**Material provided**
— Begin —
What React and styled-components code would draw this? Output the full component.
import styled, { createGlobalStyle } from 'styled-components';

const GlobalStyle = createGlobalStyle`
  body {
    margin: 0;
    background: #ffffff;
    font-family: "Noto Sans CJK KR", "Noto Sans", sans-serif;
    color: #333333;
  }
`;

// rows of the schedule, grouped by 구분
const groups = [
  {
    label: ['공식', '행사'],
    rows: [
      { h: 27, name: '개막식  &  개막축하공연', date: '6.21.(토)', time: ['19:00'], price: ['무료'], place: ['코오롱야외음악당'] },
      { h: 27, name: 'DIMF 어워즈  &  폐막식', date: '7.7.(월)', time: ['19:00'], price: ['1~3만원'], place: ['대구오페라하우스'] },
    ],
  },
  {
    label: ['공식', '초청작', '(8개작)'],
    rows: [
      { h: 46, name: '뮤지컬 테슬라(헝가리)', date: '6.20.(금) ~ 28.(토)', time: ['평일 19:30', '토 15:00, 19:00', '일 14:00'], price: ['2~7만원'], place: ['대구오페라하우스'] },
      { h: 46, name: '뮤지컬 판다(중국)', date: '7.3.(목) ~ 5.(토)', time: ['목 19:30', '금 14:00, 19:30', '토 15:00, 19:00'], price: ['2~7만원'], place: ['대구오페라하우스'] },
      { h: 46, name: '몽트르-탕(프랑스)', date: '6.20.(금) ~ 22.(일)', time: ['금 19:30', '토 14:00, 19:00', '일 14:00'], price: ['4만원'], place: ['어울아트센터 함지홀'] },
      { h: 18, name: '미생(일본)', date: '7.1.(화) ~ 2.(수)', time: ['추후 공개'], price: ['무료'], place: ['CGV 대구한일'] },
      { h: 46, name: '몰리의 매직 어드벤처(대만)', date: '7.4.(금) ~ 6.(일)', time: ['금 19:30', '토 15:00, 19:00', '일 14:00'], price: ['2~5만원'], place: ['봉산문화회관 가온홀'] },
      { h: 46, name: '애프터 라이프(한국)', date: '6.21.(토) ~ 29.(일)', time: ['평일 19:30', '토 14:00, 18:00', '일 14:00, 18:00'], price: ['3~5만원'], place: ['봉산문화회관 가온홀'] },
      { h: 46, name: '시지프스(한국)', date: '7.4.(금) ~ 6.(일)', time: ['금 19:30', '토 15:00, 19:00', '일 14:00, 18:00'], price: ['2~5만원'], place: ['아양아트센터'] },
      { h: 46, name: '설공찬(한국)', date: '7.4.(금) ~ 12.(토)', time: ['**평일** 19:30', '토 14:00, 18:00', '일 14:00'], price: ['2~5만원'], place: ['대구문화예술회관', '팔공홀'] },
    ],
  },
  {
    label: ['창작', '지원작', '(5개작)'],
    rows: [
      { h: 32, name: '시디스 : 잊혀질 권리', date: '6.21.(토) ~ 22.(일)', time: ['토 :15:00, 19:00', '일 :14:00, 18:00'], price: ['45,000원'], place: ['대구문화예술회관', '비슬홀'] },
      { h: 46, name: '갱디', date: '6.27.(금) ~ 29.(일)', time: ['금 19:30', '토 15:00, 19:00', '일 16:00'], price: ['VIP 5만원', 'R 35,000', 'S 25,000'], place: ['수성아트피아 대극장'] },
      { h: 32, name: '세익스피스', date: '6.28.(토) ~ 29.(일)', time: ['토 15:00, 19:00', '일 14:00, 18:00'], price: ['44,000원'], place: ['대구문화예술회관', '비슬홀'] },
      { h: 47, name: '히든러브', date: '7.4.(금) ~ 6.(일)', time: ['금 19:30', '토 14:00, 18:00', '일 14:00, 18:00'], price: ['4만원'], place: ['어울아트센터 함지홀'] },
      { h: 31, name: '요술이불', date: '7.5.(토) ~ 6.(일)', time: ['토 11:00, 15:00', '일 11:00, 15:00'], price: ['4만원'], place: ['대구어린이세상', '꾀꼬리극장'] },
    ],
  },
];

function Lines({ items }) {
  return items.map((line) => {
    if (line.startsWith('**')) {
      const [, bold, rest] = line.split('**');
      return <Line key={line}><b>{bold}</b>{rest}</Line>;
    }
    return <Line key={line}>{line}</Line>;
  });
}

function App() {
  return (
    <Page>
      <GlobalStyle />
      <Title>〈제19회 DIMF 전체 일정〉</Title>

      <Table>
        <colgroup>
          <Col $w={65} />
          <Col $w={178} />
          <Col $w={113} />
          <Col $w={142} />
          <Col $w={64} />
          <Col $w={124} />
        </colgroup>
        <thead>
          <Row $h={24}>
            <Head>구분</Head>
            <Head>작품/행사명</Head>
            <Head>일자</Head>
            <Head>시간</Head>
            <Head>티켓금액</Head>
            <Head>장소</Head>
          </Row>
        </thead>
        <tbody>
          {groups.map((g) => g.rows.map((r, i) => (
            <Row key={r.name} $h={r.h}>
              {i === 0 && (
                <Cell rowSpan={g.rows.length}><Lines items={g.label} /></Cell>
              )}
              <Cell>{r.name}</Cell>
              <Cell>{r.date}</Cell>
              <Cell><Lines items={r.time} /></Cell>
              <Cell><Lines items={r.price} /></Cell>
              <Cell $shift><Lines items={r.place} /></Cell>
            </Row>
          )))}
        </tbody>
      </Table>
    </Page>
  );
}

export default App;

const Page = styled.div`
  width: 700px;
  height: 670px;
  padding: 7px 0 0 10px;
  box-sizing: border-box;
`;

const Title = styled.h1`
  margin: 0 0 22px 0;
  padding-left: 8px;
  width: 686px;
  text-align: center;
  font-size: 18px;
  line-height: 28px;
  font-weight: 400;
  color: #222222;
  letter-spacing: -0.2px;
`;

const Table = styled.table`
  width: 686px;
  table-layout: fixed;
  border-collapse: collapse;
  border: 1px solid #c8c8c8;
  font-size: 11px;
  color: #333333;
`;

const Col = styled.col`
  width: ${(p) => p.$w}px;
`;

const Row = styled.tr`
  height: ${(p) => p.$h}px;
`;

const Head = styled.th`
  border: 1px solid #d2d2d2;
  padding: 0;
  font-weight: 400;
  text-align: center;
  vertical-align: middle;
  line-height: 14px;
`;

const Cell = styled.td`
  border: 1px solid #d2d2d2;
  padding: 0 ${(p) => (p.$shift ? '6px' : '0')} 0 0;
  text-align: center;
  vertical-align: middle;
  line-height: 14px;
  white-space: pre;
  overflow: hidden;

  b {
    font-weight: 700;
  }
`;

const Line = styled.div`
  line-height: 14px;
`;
— End —
**Exercise description**
Please reproduce every line of the material word for word.

**The result**
What React and styled-components code would draw this? Output the full component.
import styled, { createGlobalStyle } from 'styled-components';

const GlobalStyle = createGlobalStyle`
  body {
    margin: 0;
    background: #ffffff;
    font-family: "Noto Sans CJK KR", "Noto Sans", sans-serif;
    color: #333333;
  }
`;

// rows of the schedule, grouped by 구분
const groups = [
  {
    label: ['공식', '행사'],
    rows: [
      { h: 27, name: '개막식  &  개막축하공연', date: '6.21.(토)', time: ['19:00'], price: ['무료'], place: ['코오롱야외음악당'] },
      { h: 27, name: 'DIMF 어워즈  &  폐막식', date: '7.7.(월)', time: ['19:00'], price: ['1~3만원'], place: ['대구오페라하우스'] },
    ],
  },
  {
    label: ['공식', '초청작', '(8개작)'],
    rows: [
      { h: 46, name: '뮤지컬 테슬라(헝가리)', date: '6.20.(금) ~ 28.(토)', time: ['평일 19:30', '토 15:00, 19:00', '일 14:00'], price: ['2~7만원'], place: ['대구오페라하우스'] },
      { h: 46, name: '뮤지컬 판다(중국)', date: '7.3.(목) ~ 5.(토)', time: ['목 19:30', '금 14:00, 19:30', '토 15:00, 19:00'], price: ['2~7만원'], place: ['대구오페라하우스'] },
      { h: 46, name: '몽트르-탕(프랑스)', date: '6.20.(금) ~ 22.(일)', time: ['금 19:30', '토 14:00, 19:00', '일 14:00'], price: ['4만원'], place: ['어울아트센터 함지홀'] },
      { h: 18, name: '미생(일본)', date: '7.1.(화) ~ 2.(수)', time: ['추후 공개'], price: ['무료'], place: ['CGV 대구한일'] },
      { h: 46, name: '몰리의 매직 어드벤처(대만)', date: '7.4.(금) ~ 6.(일)', time: ['금 19:30', '토 15:00, 19:00', '일 14:00'], price: ['2~5만원'], place: ['봉산문화회관 가온홀'] },
      { h: 46, name: '애프터 라이프(한국)', date: '6.21.(토) ~ 29.(일)', time: ['평일 19:30', '토 14:00, 18:00', '일 14:00, 18:00'], price: ['3~5만원'], place: ['봉산문화회관 가온홀'] },
      { h: 46, name: '시지프스(한국)', date: '7.4.(금) ~ 6.(일)', time: ['금 19:30', '토 15:00, 19:00', '일 14:00, 18:00'], price: ['2~5만원'], place: ['아양아트센터'] },
      { h: 46, name: '설공찬(한국)', date: '7.4.(금) ~ 12.(토)', time: ['**평일** 19:30', '토 14:00, 18:00', '일 14:00'], price: ['2~5만원'], place: ['대구문화예술회관', '팔공홀'] },
    ],
  },
  {
    label: ['창작', '지원작', '(5개작)'],
    rows: [
      { h: 32, name: '시디스 : 잊혀질 권리', date: '6.21.(토) ~ 22.(일)', time: ['토 :15:00, 19:00', '일 :14:00, 18:00'], price: ['45,000원'], place: ['대구문화예술회관', '비슬홀'] },
      { h: 46, name: '갱디', date: '6.27.(금) ~ 29.(일)', time: ['금 19:30', '토 15:00, 19:00', '일 16:00'], price: ['VIP 5만원', 'R 35,000', 'S 25,000'], place: ['수성아트피아 대극장'] },
      { h: 32, name: '세익스피스', date: '6.28.(토) ~ 29.(일)', time: ['토 15:00, 19:00', '일 14:00, 18:00'], price: ['44,000원'], place: ['대구문화예술회관', '비슬홀'] },
      { h: 47, name: '히든러브', date: '7.4.(금) ~ 6.(일)', time: ['금 19:30', '토 14:00, 18:00', '일 14:00, 18:00'], price: ['4만원'], place: ['어울아트센터 함지홀'] },
      { h: 31, name: '요술이불', date: '7.5.(토) ~ 6.(일)', time: ['토 11:00, 15:00', '일 11:00, 15:00'], price: ['4만원'], place: ['대구어린이세상', '꾀꼬리극장'] },
    ],
  },
];

function Lines({ items }) {
  return items.map((line) => {
    if (line.startsWith('**')) {
      const [, bold, rest] = line.split('**');
      return <Line key={line}><b>{bold}</b>{rest}</Line>;
    }
    return <Line key={line}>{line}</Line>;
  });
}

function App() {
  return (
    <Page>
      <GlobalStyle />
      <Title>〈제19회 DIMF 전체 일정〉</Title>

      <Table>
        <colgroup>
          <Col $w={65} />
          <Col $w={178} />
          <Col $w={113} />
          <Col $w={142} />
          <Col $w={64} />
          <Col $w={124} />
        </colgroup>
        <thead>
          <Row $h={24}>
            <Head>구분</Head>
            <Head>작품/행사명</Head>
            <Head>일자</Head>
            <Head>시간</Head>
            <Head>티켓금액</Head>
            <Head>장소</Head>
          </Row>
        </thead>
        <tbody>
          {groups.map((g) => g.rows.map((r, i) => (
            <Row key={r.name} $h={r.h}>
              {i === 0 && (
                <Cell rowSpan={g.rows.length}><Lines items={g.label} /></Cell>
              )}
              <Cell>{r.name}</Cell>
              <Cell>{r.date}</Cell>
              <Cell><Lines items={r.time} /></Cell>
              <Cell><Lines items={r.price} /></Cell>
              <Cell $shift><Lines items={r.place} /></Cell>
            </Row>
          )))}
        </tbody>
      </Table>
    </Page>
  );
}

export default App;

const Page = styled.div`
  width: 700px;
  height: 670px;
  padding: 7px 0 0 10px;
  box-sizing: border-box;
`;

const Title = styled.h1`
  margin: 0 0 22px 0;
  padding-left: 8px;
  width: 686px;
  text-align: center;
  font-size: 18px;
  line-height: 28px;
  font-weight: 400;
  color: #222222;
  letter-spacing: -0.2px;
`;

const Table = styled.table`
  width: 686px;
  table-layout: fixed;
  border-collapse: collapse;
  border: 1px solid #c8c8c8;
  font-size: 11px;
  color: #333333;
`;

const Col = styled.col`
  width: ${(p) => p.$w}px;
`;

const Row = styled.tr`
  height: ${(p) => p.$h}px;
`;

const Head = styled.th`
  border: 1px solid #d2d2d2;
  padding: 0;
  font-weight: 400;
  text-align: center;
  vertical-align: middle;
  line-height: 14px;
`;

const Cell = styled.td`
  border: 1px solid #d2d2d2;
  padding: 0 ${(p) => (p.$shift ? '6px' : '0')} 0 0;
  text-align: center;
  vertical-align: middle;
  line-height: 14px;
  white-space: pre;
  overflow: hidden;

  b {
    font-weight: 700;
  }
`;

const Line = styled.div`
  line-height: 14px;
`;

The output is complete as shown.